◆ **RECORDED DATA**
☆ ☆ ☆ ☆

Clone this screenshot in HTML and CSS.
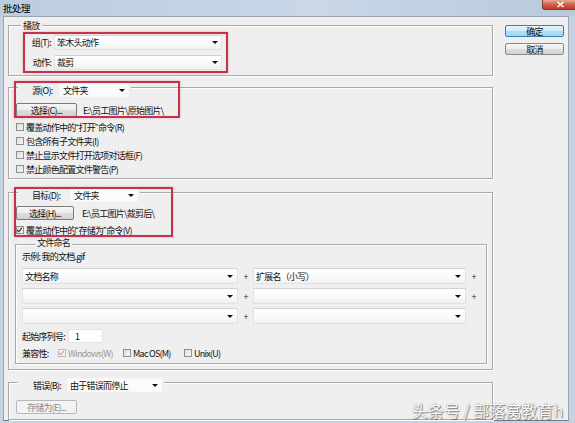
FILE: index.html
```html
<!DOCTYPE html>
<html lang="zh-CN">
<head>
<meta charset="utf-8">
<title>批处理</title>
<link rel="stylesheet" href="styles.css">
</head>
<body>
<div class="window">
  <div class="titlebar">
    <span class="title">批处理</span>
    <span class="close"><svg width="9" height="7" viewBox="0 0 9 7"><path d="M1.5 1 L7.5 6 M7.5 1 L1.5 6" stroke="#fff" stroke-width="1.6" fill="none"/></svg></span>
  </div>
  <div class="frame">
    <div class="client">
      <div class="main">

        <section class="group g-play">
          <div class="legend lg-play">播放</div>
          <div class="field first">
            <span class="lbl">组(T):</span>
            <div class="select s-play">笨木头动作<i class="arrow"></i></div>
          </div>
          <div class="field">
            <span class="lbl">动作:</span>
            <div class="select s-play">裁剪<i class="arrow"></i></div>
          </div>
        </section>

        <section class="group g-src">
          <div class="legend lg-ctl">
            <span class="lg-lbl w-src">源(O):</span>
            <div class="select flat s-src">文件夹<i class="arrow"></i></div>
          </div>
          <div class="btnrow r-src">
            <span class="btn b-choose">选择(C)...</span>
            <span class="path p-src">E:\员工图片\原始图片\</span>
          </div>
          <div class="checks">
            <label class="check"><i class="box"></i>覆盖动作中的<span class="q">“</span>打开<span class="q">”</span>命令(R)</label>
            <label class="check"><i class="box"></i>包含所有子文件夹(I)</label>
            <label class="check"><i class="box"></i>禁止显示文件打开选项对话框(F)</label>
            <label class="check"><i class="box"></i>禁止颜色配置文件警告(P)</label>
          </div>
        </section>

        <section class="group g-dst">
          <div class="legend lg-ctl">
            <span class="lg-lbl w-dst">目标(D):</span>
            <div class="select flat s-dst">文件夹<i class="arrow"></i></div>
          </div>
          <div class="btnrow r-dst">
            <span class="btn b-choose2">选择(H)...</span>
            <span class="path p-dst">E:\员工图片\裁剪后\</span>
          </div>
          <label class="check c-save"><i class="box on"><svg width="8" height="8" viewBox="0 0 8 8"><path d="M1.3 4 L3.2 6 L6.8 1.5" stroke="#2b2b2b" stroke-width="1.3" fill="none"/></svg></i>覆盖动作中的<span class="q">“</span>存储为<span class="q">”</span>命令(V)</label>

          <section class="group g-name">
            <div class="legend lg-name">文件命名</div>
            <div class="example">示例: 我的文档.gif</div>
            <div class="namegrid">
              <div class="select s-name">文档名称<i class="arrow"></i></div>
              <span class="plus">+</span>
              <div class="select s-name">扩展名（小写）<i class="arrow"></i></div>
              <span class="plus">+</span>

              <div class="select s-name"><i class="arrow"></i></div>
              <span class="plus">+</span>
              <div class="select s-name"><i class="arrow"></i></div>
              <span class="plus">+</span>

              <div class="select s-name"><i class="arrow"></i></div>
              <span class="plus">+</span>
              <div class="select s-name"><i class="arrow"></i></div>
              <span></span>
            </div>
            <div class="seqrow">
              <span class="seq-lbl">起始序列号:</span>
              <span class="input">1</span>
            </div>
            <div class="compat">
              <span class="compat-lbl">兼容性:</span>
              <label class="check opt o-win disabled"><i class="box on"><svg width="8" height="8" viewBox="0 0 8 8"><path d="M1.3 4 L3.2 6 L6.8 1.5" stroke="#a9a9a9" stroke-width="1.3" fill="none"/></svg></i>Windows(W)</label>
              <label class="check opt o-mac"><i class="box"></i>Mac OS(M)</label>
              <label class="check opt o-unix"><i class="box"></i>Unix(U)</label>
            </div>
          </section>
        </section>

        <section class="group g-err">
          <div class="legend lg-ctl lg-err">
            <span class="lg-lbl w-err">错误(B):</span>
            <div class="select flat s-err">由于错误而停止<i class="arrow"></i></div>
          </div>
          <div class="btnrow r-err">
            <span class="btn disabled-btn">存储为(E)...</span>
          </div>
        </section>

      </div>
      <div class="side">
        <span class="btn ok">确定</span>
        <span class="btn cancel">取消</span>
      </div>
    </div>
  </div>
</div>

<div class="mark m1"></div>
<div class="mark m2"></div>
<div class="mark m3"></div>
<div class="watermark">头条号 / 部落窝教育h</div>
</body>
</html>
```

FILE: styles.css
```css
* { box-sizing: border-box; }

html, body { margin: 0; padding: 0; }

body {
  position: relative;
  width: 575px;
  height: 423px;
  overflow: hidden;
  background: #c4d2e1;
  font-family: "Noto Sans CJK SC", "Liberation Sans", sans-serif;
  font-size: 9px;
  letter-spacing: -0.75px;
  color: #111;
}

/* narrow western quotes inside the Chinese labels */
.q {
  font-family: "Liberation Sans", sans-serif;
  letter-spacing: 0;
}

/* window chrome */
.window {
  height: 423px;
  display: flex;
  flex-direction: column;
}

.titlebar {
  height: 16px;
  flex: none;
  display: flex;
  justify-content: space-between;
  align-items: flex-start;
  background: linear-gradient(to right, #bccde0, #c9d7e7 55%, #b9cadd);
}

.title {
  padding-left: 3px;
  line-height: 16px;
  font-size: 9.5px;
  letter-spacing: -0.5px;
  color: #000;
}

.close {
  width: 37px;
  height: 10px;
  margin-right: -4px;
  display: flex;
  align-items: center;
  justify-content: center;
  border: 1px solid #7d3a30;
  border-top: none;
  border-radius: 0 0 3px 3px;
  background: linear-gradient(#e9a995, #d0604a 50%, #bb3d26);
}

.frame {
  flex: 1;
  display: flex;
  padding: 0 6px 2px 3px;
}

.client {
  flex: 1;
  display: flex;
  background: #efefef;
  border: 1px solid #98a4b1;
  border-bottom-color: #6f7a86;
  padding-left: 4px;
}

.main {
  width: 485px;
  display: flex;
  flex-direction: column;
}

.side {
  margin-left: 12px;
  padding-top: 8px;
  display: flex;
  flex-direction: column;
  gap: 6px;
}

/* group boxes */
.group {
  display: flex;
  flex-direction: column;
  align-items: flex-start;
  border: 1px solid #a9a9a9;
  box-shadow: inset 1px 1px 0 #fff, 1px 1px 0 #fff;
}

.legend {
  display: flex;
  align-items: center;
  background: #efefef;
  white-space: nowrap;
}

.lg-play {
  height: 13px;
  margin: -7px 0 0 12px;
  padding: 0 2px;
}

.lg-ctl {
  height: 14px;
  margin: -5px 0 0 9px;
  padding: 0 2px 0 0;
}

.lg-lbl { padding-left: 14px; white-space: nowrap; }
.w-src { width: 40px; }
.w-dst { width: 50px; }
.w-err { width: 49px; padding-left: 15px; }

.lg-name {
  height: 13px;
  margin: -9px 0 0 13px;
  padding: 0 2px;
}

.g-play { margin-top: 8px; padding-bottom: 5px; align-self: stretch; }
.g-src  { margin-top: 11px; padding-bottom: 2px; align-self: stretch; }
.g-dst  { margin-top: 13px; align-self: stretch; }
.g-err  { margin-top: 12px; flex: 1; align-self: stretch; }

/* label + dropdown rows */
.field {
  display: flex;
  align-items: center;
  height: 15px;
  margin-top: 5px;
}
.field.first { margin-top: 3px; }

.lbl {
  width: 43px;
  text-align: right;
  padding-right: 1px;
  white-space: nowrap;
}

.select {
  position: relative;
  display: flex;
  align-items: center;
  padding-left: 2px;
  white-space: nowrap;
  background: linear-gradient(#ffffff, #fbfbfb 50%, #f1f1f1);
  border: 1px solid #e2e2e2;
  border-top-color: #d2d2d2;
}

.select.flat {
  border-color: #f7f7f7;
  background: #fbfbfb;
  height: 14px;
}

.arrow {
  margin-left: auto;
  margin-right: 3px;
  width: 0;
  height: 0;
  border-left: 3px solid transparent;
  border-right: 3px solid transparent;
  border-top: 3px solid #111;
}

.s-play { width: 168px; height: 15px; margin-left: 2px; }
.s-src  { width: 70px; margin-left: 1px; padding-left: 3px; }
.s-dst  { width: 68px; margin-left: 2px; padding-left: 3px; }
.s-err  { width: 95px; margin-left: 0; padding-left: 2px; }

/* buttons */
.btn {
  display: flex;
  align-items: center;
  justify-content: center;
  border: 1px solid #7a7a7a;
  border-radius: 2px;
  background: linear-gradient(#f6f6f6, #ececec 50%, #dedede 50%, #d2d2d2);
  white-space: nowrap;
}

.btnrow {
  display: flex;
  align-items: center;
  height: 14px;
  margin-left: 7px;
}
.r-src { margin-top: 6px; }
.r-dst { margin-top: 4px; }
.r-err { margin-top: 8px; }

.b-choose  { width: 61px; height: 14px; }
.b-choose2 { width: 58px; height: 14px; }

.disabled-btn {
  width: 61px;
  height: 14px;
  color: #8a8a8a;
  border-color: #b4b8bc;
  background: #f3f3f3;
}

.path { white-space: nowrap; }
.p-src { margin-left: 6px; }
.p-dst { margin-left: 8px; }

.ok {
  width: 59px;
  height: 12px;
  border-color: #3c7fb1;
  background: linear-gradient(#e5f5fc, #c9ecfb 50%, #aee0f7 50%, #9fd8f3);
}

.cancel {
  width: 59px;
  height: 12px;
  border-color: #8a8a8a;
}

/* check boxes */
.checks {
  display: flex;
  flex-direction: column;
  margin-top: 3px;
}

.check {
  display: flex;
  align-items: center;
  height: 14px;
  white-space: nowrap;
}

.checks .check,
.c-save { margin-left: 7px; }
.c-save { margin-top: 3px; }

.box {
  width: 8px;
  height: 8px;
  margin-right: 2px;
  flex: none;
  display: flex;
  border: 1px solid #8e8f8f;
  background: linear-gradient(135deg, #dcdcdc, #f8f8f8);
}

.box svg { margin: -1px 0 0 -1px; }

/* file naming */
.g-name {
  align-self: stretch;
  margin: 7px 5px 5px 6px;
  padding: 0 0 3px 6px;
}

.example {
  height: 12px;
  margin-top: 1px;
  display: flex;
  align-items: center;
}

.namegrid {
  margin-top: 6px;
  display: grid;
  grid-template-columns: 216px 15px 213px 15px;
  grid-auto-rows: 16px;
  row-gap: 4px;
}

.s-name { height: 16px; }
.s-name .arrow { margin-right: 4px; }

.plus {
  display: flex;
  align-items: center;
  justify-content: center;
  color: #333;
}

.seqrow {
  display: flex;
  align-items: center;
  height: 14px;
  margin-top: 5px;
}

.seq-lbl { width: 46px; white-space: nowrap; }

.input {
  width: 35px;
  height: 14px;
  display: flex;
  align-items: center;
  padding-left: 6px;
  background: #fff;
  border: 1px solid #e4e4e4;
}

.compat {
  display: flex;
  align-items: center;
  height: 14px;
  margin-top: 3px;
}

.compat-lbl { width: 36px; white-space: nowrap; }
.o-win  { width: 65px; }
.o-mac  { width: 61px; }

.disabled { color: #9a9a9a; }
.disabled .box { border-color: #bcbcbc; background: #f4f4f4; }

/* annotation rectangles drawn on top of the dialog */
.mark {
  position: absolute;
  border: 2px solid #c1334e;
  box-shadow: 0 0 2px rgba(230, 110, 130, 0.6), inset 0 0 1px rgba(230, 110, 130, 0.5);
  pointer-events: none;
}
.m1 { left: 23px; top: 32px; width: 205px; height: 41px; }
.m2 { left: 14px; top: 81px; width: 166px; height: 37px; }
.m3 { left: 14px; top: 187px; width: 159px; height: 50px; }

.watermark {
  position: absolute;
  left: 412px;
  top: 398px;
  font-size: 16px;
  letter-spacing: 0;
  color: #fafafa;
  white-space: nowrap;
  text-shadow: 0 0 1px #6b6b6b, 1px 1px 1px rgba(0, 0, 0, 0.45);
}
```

☆ ☆ ☆ ☆

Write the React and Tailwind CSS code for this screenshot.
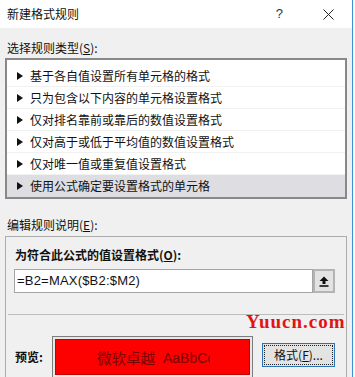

☆ ☆ ☆ ☆

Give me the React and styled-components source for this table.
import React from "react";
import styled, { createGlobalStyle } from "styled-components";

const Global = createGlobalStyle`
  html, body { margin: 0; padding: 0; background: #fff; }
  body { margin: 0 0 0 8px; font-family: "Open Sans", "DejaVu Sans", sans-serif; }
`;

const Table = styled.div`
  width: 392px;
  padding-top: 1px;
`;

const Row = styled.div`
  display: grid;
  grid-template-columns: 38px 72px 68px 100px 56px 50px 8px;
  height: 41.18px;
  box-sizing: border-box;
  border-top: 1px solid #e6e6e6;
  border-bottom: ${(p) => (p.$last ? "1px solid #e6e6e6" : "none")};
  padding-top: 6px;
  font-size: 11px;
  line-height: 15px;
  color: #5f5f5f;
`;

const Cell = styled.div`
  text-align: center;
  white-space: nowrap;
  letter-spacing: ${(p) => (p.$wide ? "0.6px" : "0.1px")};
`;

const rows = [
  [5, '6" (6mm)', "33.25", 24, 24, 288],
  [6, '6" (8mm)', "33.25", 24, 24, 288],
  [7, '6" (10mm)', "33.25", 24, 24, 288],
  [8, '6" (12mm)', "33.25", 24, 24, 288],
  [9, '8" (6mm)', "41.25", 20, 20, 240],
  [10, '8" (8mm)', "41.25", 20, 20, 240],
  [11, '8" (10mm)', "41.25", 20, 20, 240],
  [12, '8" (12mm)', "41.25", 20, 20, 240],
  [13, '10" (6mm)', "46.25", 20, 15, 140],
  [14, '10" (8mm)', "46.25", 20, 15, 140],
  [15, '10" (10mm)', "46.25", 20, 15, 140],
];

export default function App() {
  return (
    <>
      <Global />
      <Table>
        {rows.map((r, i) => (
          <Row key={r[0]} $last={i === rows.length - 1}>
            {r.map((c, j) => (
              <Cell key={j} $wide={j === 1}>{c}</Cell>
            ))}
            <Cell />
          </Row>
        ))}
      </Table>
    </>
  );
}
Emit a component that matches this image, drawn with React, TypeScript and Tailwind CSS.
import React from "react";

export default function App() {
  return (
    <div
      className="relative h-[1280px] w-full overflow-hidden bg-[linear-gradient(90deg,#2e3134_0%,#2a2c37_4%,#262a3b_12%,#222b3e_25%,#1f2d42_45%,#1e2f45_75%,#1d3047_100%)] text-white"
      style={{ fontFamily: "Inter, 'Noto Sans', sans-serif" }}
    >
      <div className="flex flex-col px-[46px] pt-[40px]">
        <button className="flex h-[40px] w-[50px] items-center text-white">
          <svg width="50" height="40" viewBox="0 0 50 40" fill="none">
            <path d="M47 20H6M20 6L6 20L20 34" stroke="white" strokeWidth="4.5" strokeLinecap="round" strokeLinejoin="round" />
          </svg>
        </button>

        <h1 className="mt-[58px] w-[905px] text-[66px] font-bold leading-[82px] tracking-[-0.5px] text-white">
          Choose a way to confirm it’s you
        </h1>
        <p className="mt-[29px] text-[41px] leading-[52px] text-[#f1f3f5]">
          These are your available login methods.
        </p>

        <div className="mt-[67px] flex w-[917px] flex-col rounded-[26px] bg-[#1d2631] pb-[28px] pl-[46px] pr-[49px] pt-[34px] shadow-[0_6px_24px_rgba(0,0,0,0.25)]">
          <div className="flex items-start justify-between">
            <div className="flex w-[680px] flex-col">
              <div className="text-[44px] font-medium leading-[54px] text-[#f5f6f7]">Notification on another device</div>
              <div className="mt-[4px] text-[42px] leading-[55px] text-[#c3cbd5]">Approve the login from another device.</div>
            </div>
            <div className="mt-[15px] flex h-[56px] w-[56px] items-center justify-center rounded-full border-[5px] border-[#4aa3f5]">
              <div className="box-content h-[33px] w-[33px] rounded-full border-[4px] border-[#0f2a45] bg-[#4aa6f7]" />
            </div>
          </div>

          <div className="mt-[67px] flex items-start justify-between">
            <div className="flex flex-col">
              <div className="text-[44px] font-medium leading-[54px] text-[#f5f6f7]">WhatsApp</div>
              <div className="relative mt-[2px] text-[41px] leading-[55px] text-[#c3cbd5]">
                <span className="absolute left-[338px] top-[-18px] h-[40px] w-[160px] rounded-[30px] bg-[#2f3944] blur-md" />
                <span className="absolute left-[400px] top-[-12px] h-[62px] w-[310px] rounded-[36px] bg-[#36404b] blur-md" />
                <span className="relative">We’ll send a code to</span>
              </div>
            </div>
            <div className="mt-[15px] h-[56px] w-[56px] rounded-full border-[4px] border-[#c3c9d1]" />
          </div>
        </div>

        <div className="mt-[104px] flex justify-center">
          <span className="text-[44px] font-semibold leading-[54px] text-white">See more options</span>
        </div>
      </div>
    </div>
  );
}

☆ ☆ ☆ ☆

◆ **TASK DETAILS**
Every line holding "Tailwind" should be copied out.

◆ **TASK ANSWER**
Write the React and Tailwind CSS code for this screenshot.
Emit a component that matches this image, drawn with React, TypeScript and Tailwind CSS.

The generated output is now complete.